Background: Lungs donated for transplantation are primarily sourced from brain dead organ donors. The process of brain death causes lung injury through haemodynamic instability, catecholamine fluctuations and activation of inflammatory pathways. Recent literature has implicated endothelin-1 in transplantation related lung dysfunction. Therefore, inhibition of endothelin signalling may reduce or reverse endothelin related vasoconstriction and inflammation. Tezosentan, a dual endothelin antagonist, is able to be nebulised to directly target the lungs. This aims to avoid systemic adverse effects, specifically hypotension. Nebulised tezosentan has been previously demonstrated to reduce pulmonary hypertensive responses to systemic inflammatory states.
Objective: This thesis sought to investigate the role of the pulmonary endothelin axis after brain death in a novel, clinically relevant, ovine model of brain death. Furthermore, the effects of nebulised tezosentan on pulmonary haemodynamics and inflammation in donor lungs after brain death were assessed.

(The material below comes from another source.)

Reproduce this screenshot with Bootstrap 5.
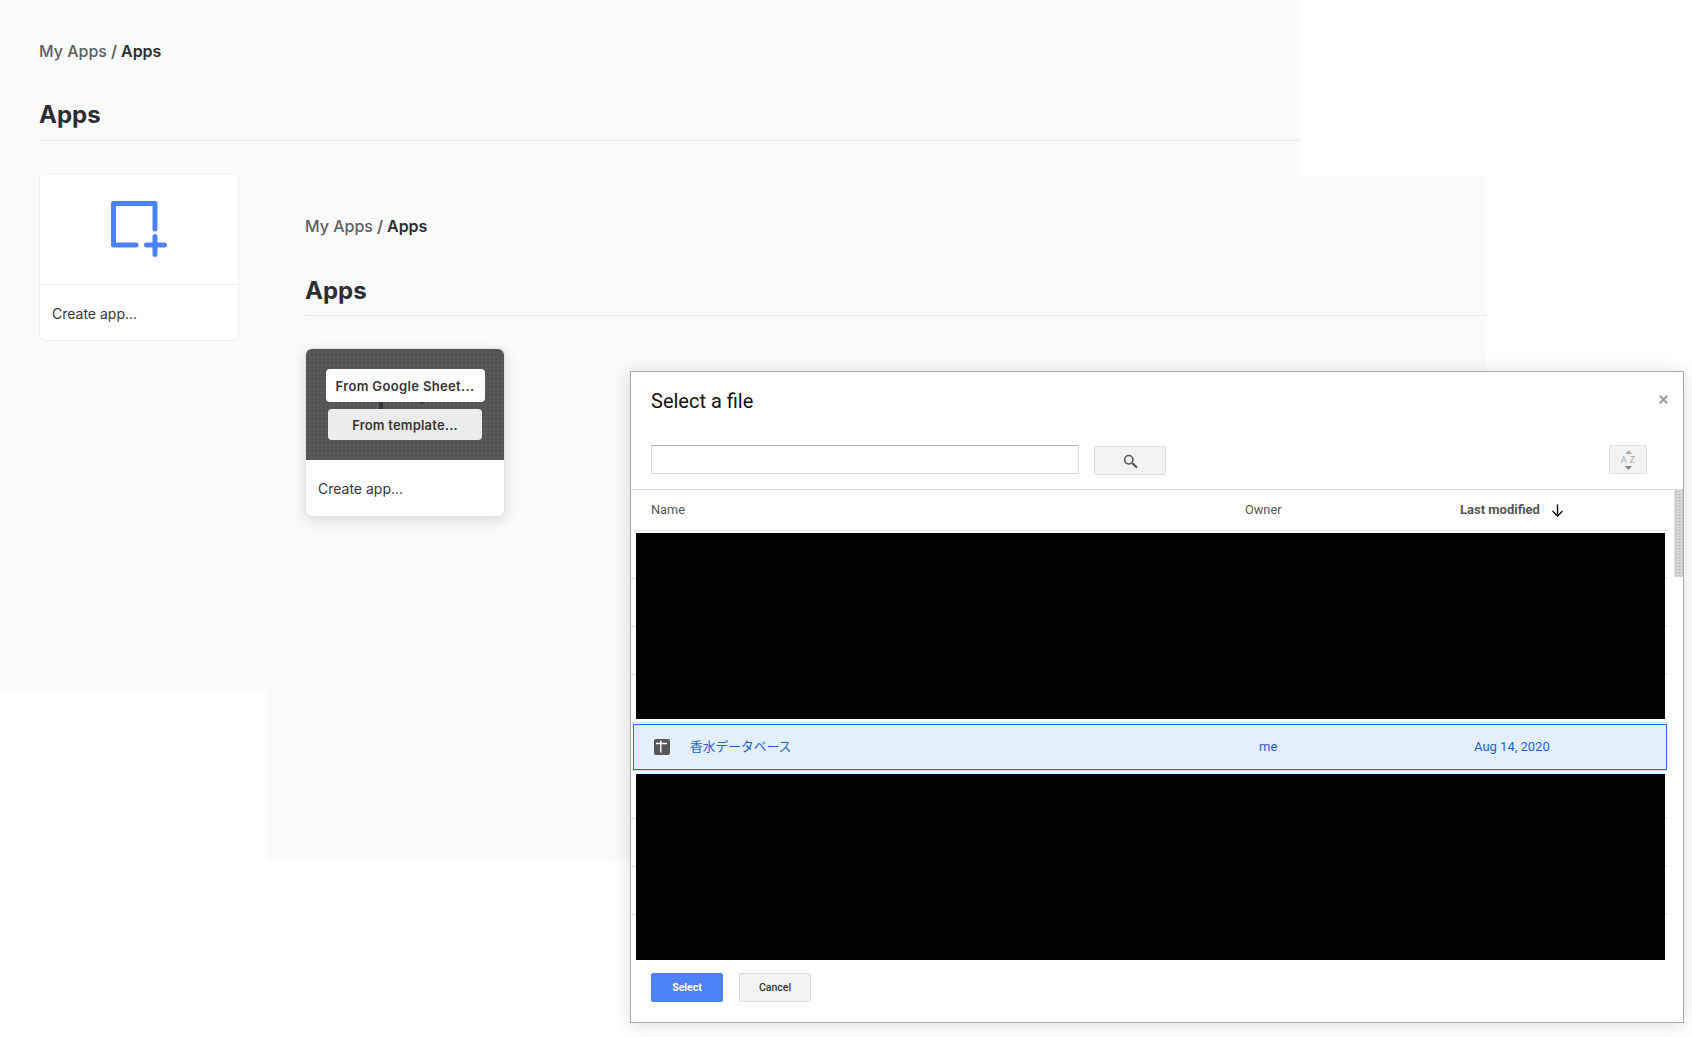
<!DOCTYPE html>
<html lang="en">
<head>
  <meta charset="UTF-8">
  <title>Apps - Select a file</title>
  <meta name="viewport" content="width=device-width, initial-scale=1">
  <link rel="stylesheet" href="https://cdn.jsdelivr.net/npm/bootstrap@5.3.0/dist/css/bootstrap.min.css">
  <style>
    html, body { margin: 0; height: 100%; background: #fff; overflow: hidden; }
    /* Free canvas: three overlapping screenshots */
    .stage { position: relative; width: 1692px; height: 1037px; }
    .shot { position: absolute; background: #fafafa; font-family: Inter, "Liberation Sans", sans-serif; color: #2d2e33; padding: 42px 0 0 39px; }
    .shot-back { left: 0; top: 0; width: 1300px; height: 691px; }
    .shot-mid { left: 266px; top: 175px; width: 1221px; height: 686px; }

    .crumbs { margin: 0; font-size: 16px; line-height: 18px; --bs-breadcrumb-divider-color: #5c5e61; --bs-breadcrumb-item-padding-x: 4px; --bs-breadcrumb-margin-bottom: 0; }
    .crumbs .breadcrumb-item { color: #5c5e61; font-weight: 500; }
    .crumbs .breadcrumb-item.active { color: #2d2e33; font-weight: 600; }
    .page-title { font-size: 24px; line-height: 30px; font-weight: 700; margin: 40px 0 0; padding-bottom: 10px; border-bottom: 1px solid #ececec; }
    .shot-mid .page-title { margin-top: 41px; padding-bottom: 9px; }

    .app-tile { width: 200px; height: 168px; margin-top: 32px; border: 1px solid #efefef; border-radius: 7px; background: #fff; overflow: hidden; }
    .tile-top { height: 111px; border-bottom: 1px solid #efefef; }
    .tile-label { font-size: 14px; line-height: 17px; padding: 20px 12px 0; color: #35363a; }
    .tile-hover { height: 169px; border-color: #e2e2e2; box-shadow: 0 4px 14px rgba(0, 0, 0, .13); }
    .tile-dark { height: 111px; padding-top: 20px; background-color: #58595a; background-image: radial-gradient(#474849 .6px, transparent .8px); background-size: 4px 4px; gap: 7px; position: relative; }
    .tile-btn { font-family: Inter, "Liberation Sans", sans-serif; font-size: 13px; font-weight: 600; letter-spacing: .35px; line-height: 16px; color: #35363a; border: 0; border-radius: 4px; padding: 0; }
    .tile-btn-main { width: 159px; height: 33px; background: #fff; }
    .tile-btn-alt { width: 154px; height: 31px; background: #ececec; letter-spacing: .2px; }
    .tile-mark { position: absolute; left: 73px; top: 53px; width: 4px; height: 7px; background: #34353a; }
    .tile-dot { position: absolute; left: 114px; top: 53px; width: 4px; height: 2px; background: #34353a; border-radius: 0 0 2px 2px; }

    /* Picker dialog */
    .picker { position: absolute; left: 630px; top: 371px; width: 1054px; height: 652px; background: #fff; border: 1px solid #ababab; box-shadow: 0 2px 18px rgba(0, 0, 0, .14); font-family: Roboto, "Liberation Sans", sans-serif; color: #333; }
    .picker-head { height: 73px; padding: 16px 15px 0 20px; }
    .picker-title { font-size: 20px; line-height: 26px; font-weight: 400; color: #111; margin: 0; }
    .picker-close { margin: 7px 0 0; padding: 0; border: 0; background: none; line-height: 0; }
    .picker-tools { height: 45px; padding: 0 36px 0 20px; border-bottom: 1px solid #dcdcdc; }
    .picker-search { width: 428px; height: 29px; border: 1px solid #d6d6d6; border-top-color: #b5b5b5; border-radius: 1px; }
    .tool-btn { height: 29px; width: 72px; margin: 1px 0 0 15px; padding: 0; background: #f2f2f2; border: 1px solid #dedede; border-radius: 2px; }
    .tool-sort { width: 38px; height: 29px; margin-top: 0; color: #aaa; font-size: 9px; line-height: 10px; gap: 1px; }
    .tool-sort span { letter-spacing: 3px; margin-right: -3px; }
    .col-grid { display: grid; grid-template-columns: 594px 215px 1fr; align-items: center; }
    .list-head { height: 41px; padding-left: 20px; margin-right: 15px; border-bottom: 1px solid #e2e2e2; font-size: 12.75px; color: #555; }
    .list-head b { font-weight: 700; font-size: 13px; }
    .sort-arrow { margin-left: 11px; vertical-align: -3px; }
    /* rows are 48px apart, their lines show beside the black blocks */
    .row-lines { padding: 2px 18px 0 5px; background-image: repeating-linear-gradient(to bottom, transparent 0, transparent 47px, #dcdcdc 47px, #dcdcdc 48px); background-size: 1037px 100%; background-repeat: no-repeat; width: 1052px; }
    .redacted { height: 186px; background: #000; width: 1029px; }
    .file-selected { height: 46px; margin: 5px 0 4px -3px; width: 1034px; background: #e4effd; border: 1px solid #1f6bdc; font-size: 13px; color: #1a62d9; padding-left: 20px; grid-template-columns: 605px 215px 1fr; }
    .file-name { gap: 20px; font-size: 12.75px; font-family: Roboto, "Noto Sans CJK JP", sans-serif; }
    .picker-foot { padding: 13px 20px 0; gap: 16px; }
    .foot-btn { width: 72px; height: 29px; padding: 0; font-size: 10.5px; line-height: 12px; border-radius: 2px; }
    .foot-select { background: #4d82f7; border: 1px solid #4d82f7; color: #fff; font-weight: 700; }
    .foot-cancel { background: #f2f2f2; border: 1px solid #dcdcdc; color: #333; font-weight: 500; }
    .scroll-thumb { position: absolute; right: 0; top: 118px; width: 9px; height: 87px; background-color: #d4d4d4; background-image: radial-gradient(#b0b0b0 .6px, transparent .8px); background-size: 3px 3px; border-left: 1px solid #d8d8d8; }
  </style>
</head>
<body>
  <div class="stage">
    <!-- Back screenshot -->
    <section class="shot shot-back">
      <ol class="breadcrumb crumbs">
        <li class="breadcrumb-item">My Apps</li>
        <li class="breadcrumb-item active">Apps</li>
      </ol>
      <h1 class="page-title">Apps</h1>
      <div class="app-tile">
        <div class="tile-top d-flex align-items-center justify-content-center">
          <svg width="56" height="56" viewBox="0 0 56 56" fill="none" stroke="#4d82f7" stroke-width="5" stroke-linecap="round" stroke-linejoin="round">
            <path d="M25 44H2.500V2.500H44V28"/>
            <path d="M35.500 44H53.500M44 35.500V53.500"/>
          </svg>
        </div>
        <div class="tile-label">Create app...</div>
      </div>
    </section>

    <!-- Middle screenshot -->
    <section class="shot shot-mid">
      <ol class="breadcrumb crumbs">
        <li class="breadcrumb-item">My Apps</li>
        <li class="breadcrumb-item active">Apps</li>
      </ol>
      <h1 class="page-title">Apps</h1>
      <div class="app-tile tile-hover">
        <div class="tile-dark d-flex flex-column align-items-center">
          <button type="button" class="tile-btn tile-btn-main">From Google Sheet...</button>
          <button type="button" class="tile-btn tile-btn-alt">From template...</button>
          <span class="tile-mark"></span>
          <span class="tile-dot"></span>
        </div>
        <div class="tile-label">Create app...</div>
      </div>
    </section>

    <!-- File picker dialog -->
    <section class="picker">
      <div class="picker-head d-flex justify-content-between align-items-start">
        <h2 class="picker-title">Select a file</h2>
        <button type="button" class="picker-close" aria-label="Close">
          <svg width="9" height="9" viewBox="0 0 9 9" stroke="#9a9a9a" stroke-width="2"><path d="M.8.800l7.400 7.400M8.200.800L.8 8.200"/></svg>
        </button>
      </div>
      <div class="picker-tools d-flex align-items-start">
        <input type="text" class="picker-search" aria-label="Search">
        <button type="button" class="tool-btn" aria-label="Search">
          <svg width="15" height="15" viewBox="0 0 15 15" fill="none" stroke="#555" stroke-width="1.500"><circle cx="5.800" cy="5.800" r="4.200"/><path d="M9 9l5 4.600" stroke-width="2.200"/></svg>
        </button>
        <button type="button" class="tool-btn tool-sort ms-auto d-flex flex-column align-items-center justify-content-center">
          <svg width="7" height="4" viewBox="0 0 7 4" fill="#b0b0b0"><path d="M3.500 0L7 4H0z"/></svg>
          <span>AZ</span>
          <svg width="7" height="4" viewBox="0 0 7 4" fill="#808080"><path d="M0 0h7L3.500 4z"/></svg>
        </button>
      </div>
      <div class="list-head col-grid">
        <span>Name</span>
        <span>Owner</span>
        <span><b>Last modified</b><svg class="sort-arrow" width="13" height="13" viewBox="0 0 13 13" fill="none" stroke="#111" stroke-width="1.400"><path d="M6.500 .5V12M1.500 7l5 5 5-5"/></svg></span>
      </div>
      <div class="row-lines">
        <div class="redacted"></div>
        <div class="file-selected col-grid">
          <span class="file-name d-flex align-items-center">
            <svg width="16" height="16" viewBox="0 0 16 16"><rect width="16" height="16" rx="2" fill="#565656"/><path d="M2 4.500H13M6.800 1.500V13.500" stroke="#fff" stroke-width="1.400"/></svg>
            <span>香水データベース</span>
          </span>
          <span>me</span>
          <span>Aug 14, 2020</span>
        </div>
        <div class="redacted"></div>
      </div>
      <div class="picker-foot d-flex">
        <button type="button" class="foot-btn foot-select">Select</button>
        <button type="button" class="foot-btn foot-cancel">Cancel</button>
      </div>
      <div class="scroll-thumb"></div>
    </section>
  </div>
  <script src="https://cdn.jsdelivr.net/npm/bootstrap@5.3.0/dist/js/bootstrap.bundle.min.js"></script>
</body>
</html>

Methods: Twenty-four merino cross ewes were randomised into four equal groups (n=6 per group). These were control/placebo, control/tezosentan, brain dead/placebo and brain dead/tezosentan. Following induction of general anaesthesia and placement of invasive monitoring, brain death was induced in allocated animals by inflation of an extradural catheter. Animals were then supported in an intensive care unit environment for 24 hours. Management reflected human donor management, including administration of vasopressors, inotropes and hormonal resuscitation therapy. Nebulised tezosentan was administered at 13 and 18 hours. The endothelin axis, and the effects of its antagonism, was assessed by physiological monitoring, blood gas analysis, ELISA, histology and immunohistochemistry. Injury of other organs was assessed using standard biochemical markers.

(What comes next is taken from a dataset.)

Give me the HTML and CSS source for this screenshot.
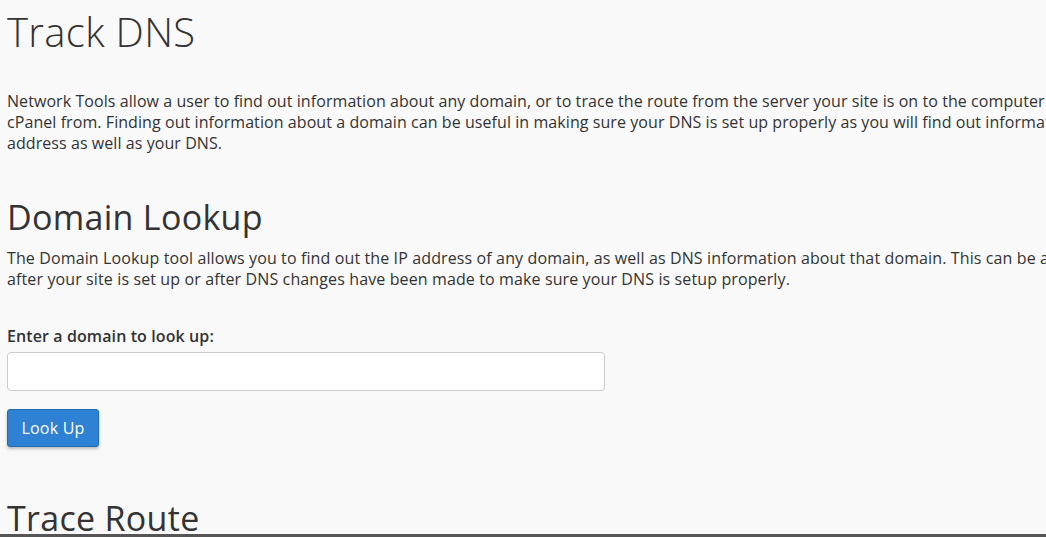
FILE: index.html
```html
<!DOCTYPE html>
<html lang="en">
<head>
<meta charset="utf-8">
<title>Track DNS</title>
<link rel="stylesheet" href="styles.css">
</head>
<body>
<main class="page">
  <h1 class="page-title">Track DNS</h1>
  <p class="intro">Network Tools allow a user to find out information about any domain, or to trace the route from the server your site is on to the computer you are accessing cPanel from. Finding out information about a domain can be useful in making sure your DNS is set up properly as you will find out information about your IP address as well as your DNS.</p>

  <section class="section">
    <h2 class="section-title">Domain Lookup</h2>
    <p class="section-desc">The Domain Lookup tool allows you to find out the IP address of any domain, as well as DNS information about that domain. This can be a very useful tool right after your site is set up or after DNS changes have been made to make sure your DNS is setup properly.</p>
    <form class="lookup-form">
      <label class="field-label" for="domain">Enter a domain to look up:</label>
      <input class="field-input" id="domain" type="text">
      <button class="btn-primary" type="button">Look Up</button>
    </form>
  </section>

  <section class="section section-trace">
    <h2 class="section-title">Trace Route</h2>
  </section>
</main>
<div class="window-edge"></div>
</body>
</html>
```

FILE: styles.css
```css
html, body {
  margin: 0;
  padding: 0;
  overflow: hidden;
}

body {
  background: #f9f9f9;
  color: #333;
  font-family: "Open Sans", "Noto Sans", sans-serif;
  font-size: 16px;
  line-height: 21px;
}

.page {
  width: 1212px;
  padding: 0 7px;
  display: flex;
  flex-direction: column;
}

.page-title {
  margin: 10px 0 0 0;
  font-size: 40px;
  font-weight: 300;
  letter-spacing: 0.35px;
  line-height: 44px;
  color: #333;
}

.intro {
  margin: 37px 0 0 0;
  letter-spacing: 0.07px;
}

.section {
  display: flex;
  flex-direction: column;
}

.section-title {
  margin: 45px 0 0 0;
  font-size: 34px;
  font-weight: 400;
  letter-spacing: 0.3px;
  line-height: 36px;
  color: #333;
}

.section-desc {
  margin: 13px 0 0 0;
  letter-spacing: 0.12px;
}

.lookup-form {
  display: flex;
  flex-direction: column;
  align-items: flex-start;
  margin-top: 36px;
}

.field-label {
  font-weight: 600;
  letter-spacing: 0.1px;
}

.field-input {
  margin-top: 5px;
  width: 598px;
  height: 39px;
  box-sizing: border-box;
  border: 1px solid #cccccc;
  border-radius: 4px;
  background: #fff;
  font: inherit;
  padding: 6px 12px;
}

.btn-primary {
  margin-top: 18px;
  width: 92px;
  height: 38px;
  box-sizing: border-box;
  background: #2e81d3;
  border: 1px solid #1f6db8;
  border-radius: 3px;
  color: #fff;
  font-family: inherit;
  font-size: 16px;
  letter-spacing: 0.2px;
  padding: 0;
  box-shadow: 0 2px 3px rgba(0, 0, 0, 0.25);
}

.section-trace .section-title {
  margin-top: 53px;
}

.window-edge {
  position: fixed;
  left: 0;
  right: 0;
  bottom: 0;
  height: 3px;
  background: #555;
}
```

Results: A total of 25 animals underwent the experimental protocol. One animal died during induction of brain death from ventricular fibrillation and was replaced. Early evidence of endothelin-1 and big endothelin-1 elevations were seen in brain dead animals that received placebo, reaching maximal levels at one and six hours after brain death, respectively. This was not replicated in the brain dead animals that received tezosentan. Systemic endothelin-1 levels were not increased by tezosentan administration. Immunohistochemistry identified the endothelin axis in pulmonary tissue, but this was not different between groups. Induction of brain death resulted in tachycardia and hypertension, followed by haemodynamic collapse. Mean pulmonary artery pressure rose significantly at induction (186 ± 20%) and remained elevated throughout the protocol in those that received placebo. Additionally, right ventricular stroke work increased 25.9% above baseline by 24 hours. Mean pulmonary blood pressure in brain dead animals that received tezosentan showed similar elevations with induction of brain death, but was significantly lower at 24 hours compared to those that received placebo. Systemic markers of cardiac and hepatocellular injury were significantly elevated in brain dead animals, with no evidence of renal dysfunction. Tezosentan administration did not adversely affect systemic haemodynamics and there was no evidence of adverse effects on remote organs.

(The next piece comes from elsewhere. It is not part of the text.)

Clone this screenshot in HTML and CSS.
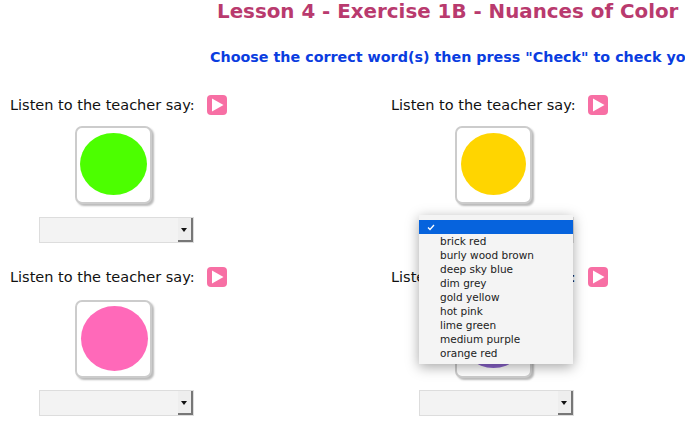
FILE: index.html
```html
<!DOCTYPE html>
<html>
	<head>
		<meta charset="UTF-8">
		<title>Lesson 4 - Exercise 1B - Nuances of Color</title>
		<link rel="stylesheet" href="styles.css">
	</head>
	<body>
		<h1 class="title">Lesson 4 - Exercise 1B - Nuances of Color</h1>
		<h2 class="instructions">Choose the correct word(s) then press "Check" to check your answers.</h2>

		<div class="exercise">
			<div class="item">
				<p class="listen">Listen to the teacher say: <svg class="play" viewBox="0 0 20 20"><rect width="20" height="20" rx="4" fill="#f76fa4"/><path d="M5 3.5 L16.5 10 L5 16.5 Z" fill="#fff"/></svg></p>
				<div class="card"><span class="dot lime"></span></div>
				<div class="select"><span class="arrow"></span></div>
			</div>
			<div class="item">
				<p class="listen">Listen to the teacher say: <svg class="play" viewBox="0 0 20 20"><rect width="20" height="20" rx="4" fill="#f76fa4"/><path d="M5 3.5 L16.5 10 L5 16.5 Z" fill="#fff"/></svg></p>
				<div class="card"><span class="dot gold"></span></div>
				<div class="select"><span class="arrow"></span></div>
				<ul class="menu">
					<li class="current"><svg class="check" viewBox="0 0 8 7"><path d="M1 3.5 L3 5.5 L7 1" fill="none" stroke="#fff" stroke-width="1.3"/></svg></li>
					<li>brick red</li>
					<li>burly wood brown</li>
					<li>deep sky blue</li>
					<li>dim grey</li>
					<li>gold yellow</li>
					<li>hot pink</li>
					<li>lime green</li>
					<li>medium purple</li>
					<li>orange red</li>
				</ul>
			</div>
			<div class="item">
				<p class="listen">Listen to the teacher say: <svg class="play" viewBox="0 0 20 20"><rect width="20" height="20" rx="4" fill="#f76fa4"/><path d="M5 3.5 L16.5 10 L5 16.5 Z" fill="#fff"/></svg></p>
				<div class="card"><span class="dot pink"></span></div>
				<div class="select"><span class="arrow"></span></div>
			</div>
			<div class="item">
				<p class="listen">Listen to the teacher say: <svg class="play" viewBox="0 0 20 20"><rect width="20" height="20" rx="4" fill="#f76fa4"/><path d="M5 3.5 L16.5 10 L5 16.5 Z" fill="#fff"/></svg></p>
				<div class="card"><span class="dot purple"></span></div>
				<div class="select"><span class="arrow"></span></div>
			</div>
		</div>
	</body>
</html>
```

FILE: styles.css
```css
html,body{margin:0;padding:0;background:#fff;overflow:hidden;height:100%;}
body{font-family:"DejaVu Sans",Verdana,sans-serif;color:#111;}

.title{margin:0;padding:0 0 0 217px;font-size:19.85px;line-height:24px;font-weight:bold;color:#b93a6e;white-space:nowrap;}
.instructions{margin:24px 0 0;padding-left:210px;font-size:14.3px;line-height:18px;font-weight:bold;color:#0a3de0;white-space:nowrap;}

.exercise{display:grid;grid-template-columns:380px 380px;grid-auto-rows:172px;margin-top:27px;}
.item{position:relative;}

.listen{display:flex;align-items:center;margin:0;padding-left:10px;height:24px;font-size:14.5px;line-height:24px;white-space:pre;}
.item:nth-child(even) .listen{padding-left:11px;}
.play{width:20px;height:20px;margin-left:8px;}

.card{display:flex;align-items:center;justify-content:center;box-sizing:border-box;width:77px;height:78px;margin:9px 0 0 75px;background:#fff;border:2px solid #ccc;border-radius:7px;box-shadow:2px 2px 2px #bbb;}
.dot{display:block;border-radius:50%;height:62px;}
.lime{width:67px;margin-bottom:2px;background:#4cff00;}
.gold{width:65px;margin-bottom:2px;background:#ffd500;}
.pink{width:67px;height:65px;margin:0 0 1px 2px;background:#ff69b9;}
.purple{width:65px;margin-bottom:4px;background:#8a63cc;}

.select{display:flex;justify-content:flex-end;box-sizing:border-box;width:155px;height:26px;margin:13px 0 0 39px;background:#f3f3f3;border:1px solid #ddd;}
.arrow{position:relative;width:13px;background:#eee;border-right:2px solid #777;border-bottom:2px solid #777;}
.arrow:after{content:"";position:absolute;left:3px;top:10px;border-style:solid;border-width:4px 3.5px 0;border-color:#111 transparent transparent;}

/* second row sits a little lower under its label */
.item:nth-child(n+3) .card{margin-top:11px;}
.item:nth-child(n+3) .select{margin-top:12px;}

.menu{position:absolute;left:39px;top:122px;box-sizing:border-box;width:154px;height:149px;margin:0;padding:5px 0;list-style:none;background:#f4f4f4;box-shadow:0 3px 12px rgba(0,0,0,.35);font-size:10.5px;line-height:14px;color:#222;z-index:10;}
.menu li{height:14px;padding-left:21px;}
.menu .current{position:relative;background:#0663dd;}
.check{position:absolute;left:8px;top:4px;width:8px;height:7px;}
```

Conclusions: This novel, clinically relevant, ovine model demonstrated that the endothelin axis is able to be modulated after brain death, reducing the observed elevations in pulmonary blood pressure. Early endothelin release possibly contributes to the previously recognised inflammation and cardiopulmonary injury in potential donors. Further investigation is required to determine the exact mechanism of the observed results. In the future, antagonism of the endothelin axis after brain death may lead to novel treatments that improve the function of pulmonary and cardiac allografts for transplantation.